PROBLEM:
Lines containing the word "React" need to be counted. Please reply with how many there are, and nothing else.

MATERIAL SHOWN:
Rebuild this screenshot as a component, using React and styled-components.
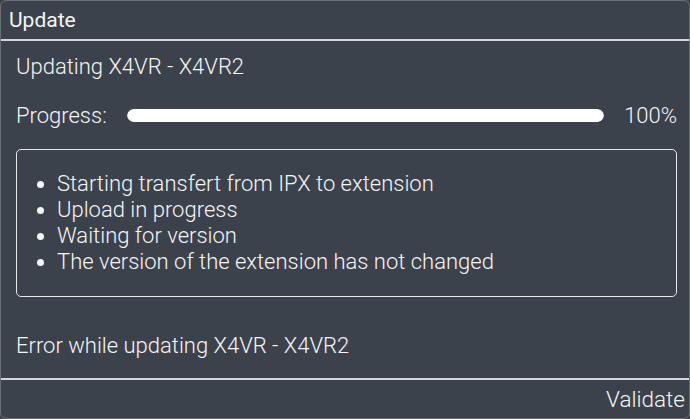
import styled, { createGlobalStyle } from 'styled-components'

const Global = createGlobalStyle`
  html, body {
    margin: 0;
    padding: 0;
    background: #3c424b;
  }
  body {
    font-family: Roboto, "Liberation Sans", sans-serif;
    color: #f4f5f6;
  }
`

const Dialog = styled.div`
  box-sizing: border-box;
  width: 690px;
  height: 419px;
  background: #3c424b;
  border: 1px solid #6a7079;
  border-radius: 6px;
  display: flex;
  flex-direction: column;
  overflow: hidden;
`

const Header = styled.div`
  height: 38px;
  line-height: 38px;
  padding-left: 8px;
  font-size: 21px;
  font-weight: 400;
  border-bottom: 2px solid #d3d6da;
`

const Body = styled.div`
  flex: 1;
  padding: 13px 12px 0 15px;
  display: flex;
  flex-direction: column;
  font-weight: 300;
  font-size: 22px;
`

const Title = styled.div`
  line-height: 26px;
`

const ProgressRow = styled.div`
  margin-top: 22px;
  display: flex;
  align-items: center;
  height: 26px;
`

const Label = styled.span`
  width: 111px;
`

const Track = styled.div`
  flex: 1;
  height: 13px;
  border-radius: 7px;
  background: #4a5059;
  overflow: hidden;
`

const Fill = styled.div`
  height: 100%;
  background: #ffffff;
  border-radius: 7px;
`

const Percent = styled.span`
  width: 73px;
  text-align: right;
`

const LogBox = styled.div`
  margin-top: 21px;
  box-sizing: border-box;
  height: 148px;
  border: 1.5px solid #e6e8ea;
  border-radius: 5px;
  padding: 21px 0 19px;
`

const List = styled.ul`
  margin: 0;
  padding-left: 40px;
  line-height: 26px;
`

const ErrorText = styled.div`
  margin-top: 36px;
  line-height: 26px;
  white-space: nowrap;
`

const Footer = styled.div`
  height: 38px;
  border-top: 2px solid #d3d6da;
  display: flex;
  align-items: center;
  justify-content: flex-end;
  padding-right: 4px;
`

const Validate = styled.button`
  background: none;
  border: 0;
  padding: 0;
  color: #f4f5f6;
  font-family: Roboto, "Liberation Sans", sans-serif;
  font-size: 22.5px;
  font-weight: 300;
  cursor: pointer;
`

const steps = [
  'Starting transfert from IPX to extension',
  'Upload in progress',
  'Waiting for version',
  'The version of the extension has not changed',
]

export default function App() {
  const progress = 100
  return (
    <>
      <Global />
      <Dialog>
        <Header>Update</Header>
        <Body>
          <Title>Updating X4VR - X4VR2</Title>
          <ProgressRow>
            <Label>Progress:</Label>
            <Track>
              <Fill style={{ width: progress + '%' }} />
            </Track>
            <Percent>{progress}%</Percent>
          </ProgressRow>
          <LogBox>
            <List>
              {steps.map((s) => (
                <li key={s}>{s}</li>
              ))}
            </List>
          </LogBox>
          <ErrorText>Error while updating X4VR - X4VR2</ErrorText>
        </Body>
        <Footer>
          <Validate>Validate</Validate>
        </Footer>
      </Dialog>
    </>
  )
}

* * *

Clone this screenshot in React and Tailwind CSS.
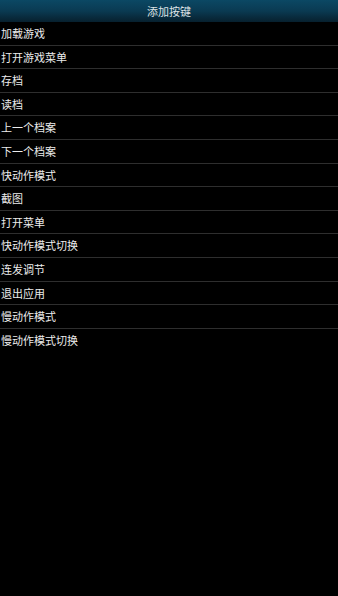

SOLUTION TO THIS PROBLEM:
2